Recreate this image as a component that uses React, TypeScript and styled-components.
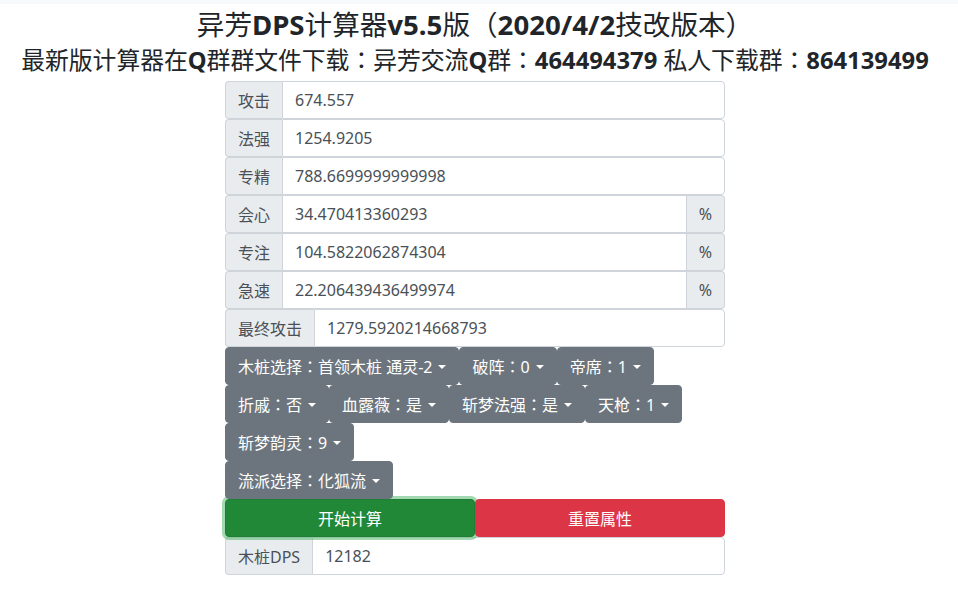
import React from 'react';
import styled, { createGlobalStyle } from 'styled-components';

const GlobalStyle = createGlobalStyle`
    body {
        margin: 0;
        background: #ffffff;
        font-family: 'Noto Sans', 'Noto Sans CJK JP', sans-serif;
        color: #212529;
    }
`;

const stats = [
    { label: '攻击', value: '674.557' },
    { label: '法强', value: '1254.9205' },
    { label: '专精', value: '788.6699999999998' },
    { label: '会心', value: '34.470413360293', unit: '%' },
    { label: '专注', value: '104.5822062874304', unit: '%' },
    { label: '急速', value: '22.206439436499974', unit: '%' },
    { label: '最终攻击', value: '1279.5920214668793' },
];

const toggles = [
    '木桩选择：首领木桩 通灵-2',
    '破阵：0',
    '帝席：1',
    '折戚：否',
    '血露薇：是',
    '斩梦法强：是',
    '天枪：1',
    '斩梦韵灵：9',
];

const App = () => {
    return (
        <Page>
            <GlobalStyle />
            <TopStrip />
            <Title>
                异芳<b>DPS</b>计算器<b>v5.5</b>版（<b>2020/4/2</b>技改版本）
            </Title>
            <SubTitle>
                最新版计算器在<b>Q</b>群群文件下载：异芳交流<b>Q</b>群：<b>464494379</b> 私人下载群：
                <b>864139499</b>
            </SubTitle>
            <Form>
                {stats.map((s) => (
                    <InputGroup key={s.label}>
                        <Addon side="left">{s.label}</Addon>
                        <Field defaultValue={s.value} rounded={!s.unit} />
                        {s.unit && <Addon side="right">{s.unit}</Addon>}
                    </InputGroup>
                ))}
                <ToggleWrap>
                    {toggles.map((t) => (
                        <Toggle key={t}>{t}</Toggle>
                    ))}
                </ToggleWrap>
                <ToggleWrap>
                    <Toggle>流派选择：化狐流</Toggle>
                </ToggleWrap>
                <ActionRow>
                    <ActionButton variant="start">开始计算</ActionButton>
                    <ActionButton variant="reset">重置属性</ActionButton>
                </ActionRow>
                <InputGroup>
                    <Addon side="left">木桩DPS</Addon>
                    <Field defaultValue="12182" rounded />
                </InputGroup>
            </Form>
        </Page>
    );
};

const Page = styled.div`
    width: 950px;
    display: flex;
    flex-direction: column;
    align-items: center;
`;

const TopStrip = styled.div`
    align-self: stretch;
    width: 958px;
    height: 4px;
    background: #f8f9fa;
`;

const Title = styled.h3`
    margin: 3px 0 0;
    font-size: 27.6px;
    line-height: 34px;
    font-weight: 400;
    white-space: nowrap;
    & b {
        font-weight: 700;
    }
`;

const SubTitle = styled.h4`
    margin: 4px 0 0;
    font-size: 23.8px;
    line-height: 30px;
    font-weight: 400;
    white-space: nowrap;
    & b {
        font-weight: 700;
    }
`;

const Form = styled.div`
    width: 500px;
    margin-top: 6px;
    display: flex;
    flex-direction: column;
`;

const InputGroup = styled.div`
    display: flex;
    height: 38px;
    font-size: 16px;
`;

const Addon = styled.span<{ side: 'left' | 'right' }>`
    display: flex;
    align-items: center;
    padding: 0 12px;
    background: #e9ecef;
    border: 1px solid #ced4da;
    color: #495057;
    white-space: nowrap;
    border-radius: ${(p) => (p.side === 'left' ? '4px 0 0 4px' : '0 4px 4px 0')};
    ${(p) => (p.side === 'left' ? 'border-right: none;' : 'border-left: none;')}
`;

const Field = styled.input<{ rounded?: boolean }>`
    flex: 1;
    min-width: 0;
    box-sizing: border-box;
    height: 38px;
    padding: 0 12px;
    border: 1px solid #ced4da;
    border-radius: ${(p) => (p.rounded ? '0 4px 4px 0' : '0')};
    font-family: inherit;
    font-size: 16px;
    color: #495057;
    outline: none;
`;

const ToggleWrap = styled.div`
    display: flex;
    flex-wrap: wrap;
    position: relative;
    z-index: 1;
`;

const Toggle = styled.button`
    position: relative;
    height: 38px;
    padding: 0 12px;
    background: #6c757d;
    border: 1px solid #6c757d;
    border-radius: 4px;
    color: #ffffff;
    font-family: inherit;
    font-size: 16px;
    white-space: nowrap;
    &::after {
        content: '';
        display: inline-block;
        margin-left: 6px;
        vertical-align: 0.255em;
        border-top: 0.3em solid;
        border-right: 0.3em solid transparent;
        border-left: 0.3em solid transparent;
    }
`;

const ActionRow = styled.div`
    display: flex;
`;

const ActionButton = styled.button<{ variant: 'start' | 'reset' }>`
    flex: 1;
    position: relative;
    height: 38px;
    border-radius: 4px;
    color: #ffffff;
    font-family: inherit;
    font-size: 16px;
    background: ${(p) => (p.variant === 'start' ? '#218838' : '#dc3545')};
    border: 1px solid ${(p) => (p.variant === 'start' ? '#1e7e34' : '#dc3545')};
    box-shadow: ${(p) => (p.variant === 'start' ? '0 0 0 3px rgba(72, 180, 97, 0.5)' : 'none')};
    z-index: ${(p) => (p.variant === 'start' ? 0 : 1)};
`;

export default App;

══════════════════════════════

STATED GOAL:
Omit the pictures, and quote the material above exactly as given.

RESULT:
Recreate this image as a component that uses React, TypeScript and styled-components.
import React from 'react';
import styled, { createGlobalStyle } from 'styled-components';

const GlobalStyle = createGlobalStyle`
    body {
        margin: 0;
        background: #ffffff;
        font-family: 'Noto Sans', 'Noto Sans CJK JP', sans-serif;
        color: #212529;
    }
`;

const stats = [
    { label: '攻击', value: '674.557' },
    { label: '法强', value: '1254.9205' },
    { label: '专精', value: '788.6699999999998' },
    { label: '会心', value: '34.470413360293', unit: '%' },
    { label: '专注', value: '104.5822062874304', unit: '%' },
    { label: '急速', value: '22.206439436499974', unit: '%' },
    { label: '最终攻击', value: '1279.5920214668793' },
];

const toggles = [
    '木桩选择：首领木桩 通灵-2',
    '破阵：0',
    '帝席：1',
    '折戚：否',
    '血露薇：是',
    '斩梦法强：是',
    '天枪：1',
    '斩梦韵灵：9',
];

const App = () => {
    return (
        <Page>
            <GlobalStyle />
            <TopStrip />
            <Title>
                异芳<b>DPS</b>计算器<b>v5.5</b>版（<b>2020/4/2</b>技改版本）
            </Title>
            <SubTitle>
                最新版计算器在<b>Q</b>群群文件下载：异芳交流<b>Q</b>群：<b>464494379</b> 私人下载群：
                <b>864139499</b>
            </SubTitle>
            <Form>
                {stats.map((s) => (
                    <InputGroup key={s.label}>
                        <Addon side="left">{s.label}</Addon>
                        <Field defaultValue={s.value} rounded={!s.unit} />
                        {s.unit && <Addon side="right">{s.unit}</Addon>}
                    </InputGroup>
                ))}
                <ToggleWrap>
                    {toggles.map((t) => (
                        <Toggle key={t}>{t}</Toggle>
                    ))}
                </ToggleWrap>
                <ToggleWrap>
                    <Toggle>流派选择：化狐流</Toggle>
                </ToggleWrap>
                <ActionRow>
                    <ActionButton variant="start">开始计算</ActionButton>
                    <ActionButton variant="reset">重置属性</ActionButton>
                </ActionRow>
                <InputGroup>
                    <Addon side="left">木桩DPS</Addon>
                    <Field defaultValue="12182" rounded />
                </InputGroup>
            </Form>
        </Page>
    );
};

const Page = styled.div`
    width: 950px;
    display: flex;
    flex-direction: column;
    align-items: center;
`;

const TopStrip = styled.div`
    align-self: stretch;
    width: 958px;
    height: 4px;
    background: #f8f9fa;
`;

const Title = styled.h3`
    margin: 3px 0 0;
    font-size: 27.6px;
    line-height: 34px;
    font-weight: 400;
    white-space: nowrap;
    & b {
        font-weight: 700;
    }
`;

const SubTitle = styled.h4`
    margin: 4px 0 0;
    font-size: 23.8px;
    line-height: 30px;
    font-weight: 400;
    white-space: nowrap;
    & b {
        font-weight: 700;
    }
`;

const Form = styled.div`
    width: 500px;
    margin-top: 6px;
    display: flex;
    flex-direction: column;
`;

const InputGroup = styled.div`
    display: flex;
    height: 38px;
    font-size: 16px;
`;

const Addon = styled.span<{ side: 'left' | 'right' }>`
    display: flex;
    align-items: center;
    padding: 0 12px;
    background: #e9ecef;
    border: 1px solid #ced4da;
    color: #495057;
    white-space: nowrap;
    border-radius: ${(p) => (p.side === 'left' ? '4px 0 0 4px' : '0 4px 4px 0')};
    ${(p) => (p.side === 'left' ? 'border-right: none;' : 'border-left: none;')}
`;

const Field = styled.input<{ rounded?: boolean }>`
    flex: 1;
    min-width: 0;
    box-sizing: border-box;
    height: 38px;
    padding: 0 12px;
    border: 1px solid #ced4da;
    border-radius: ${(p) => (p.rounded ? '0 4px 4px 0' : '0')};
    font-family: inherit;
    font-size: 16px;
    color: #495057;
    outline: none;
`;

const ToggleWrap = styled.div`
    display: flex;
    flex-wrap: wrap;
    position: relative;
    z-index: 1;
`;

const Toggle = styled.button`
    position: relative;
    height: 38px;
    padding: 0 12px;
    background: #6c757d;
    border: 1px solid #6c757d;
    border-radius: 4px;
    color: #ffffff;
    font-family: inherit;
    font-size: 16px;
    white-space: nowrap;
    &::after {
        content: '';
        display: inline-block;
        margin-left: 6px;
        vertical-align: 0.255em;
        border-top: 0.3em solid;
        border-right: 0.3em solid transparent;
        border-left: 0.3em solid transparent;
    }
`;

const ActionRow = styled.div`
    display: flex;
`;

const ActionButton = styled.button<{ variant: 'start' | 'reset' }>`
    flex: 1;
    position: relative;
    height: 38px;
    border-radius: 4px;
    color: #ffffff;
    font-family: inherit;
    font-size: 16px;
    background: ${(p) => (p.variant === 'start' ? '#218838' : '#dc3545')};
    border: 1px solid ${(p) => (p.variant === 'start' ? '#1e7e34' : '#dc3545')};
    box-shadow: ${(p) => (p.variant === 'start' ? '0 0 0 3px rgba(72, 180, 97, 0.5)' : 'none')};
    z-index: ${(p) => (p.variant === 'start' ? 0 : 1)};
`;

export default App;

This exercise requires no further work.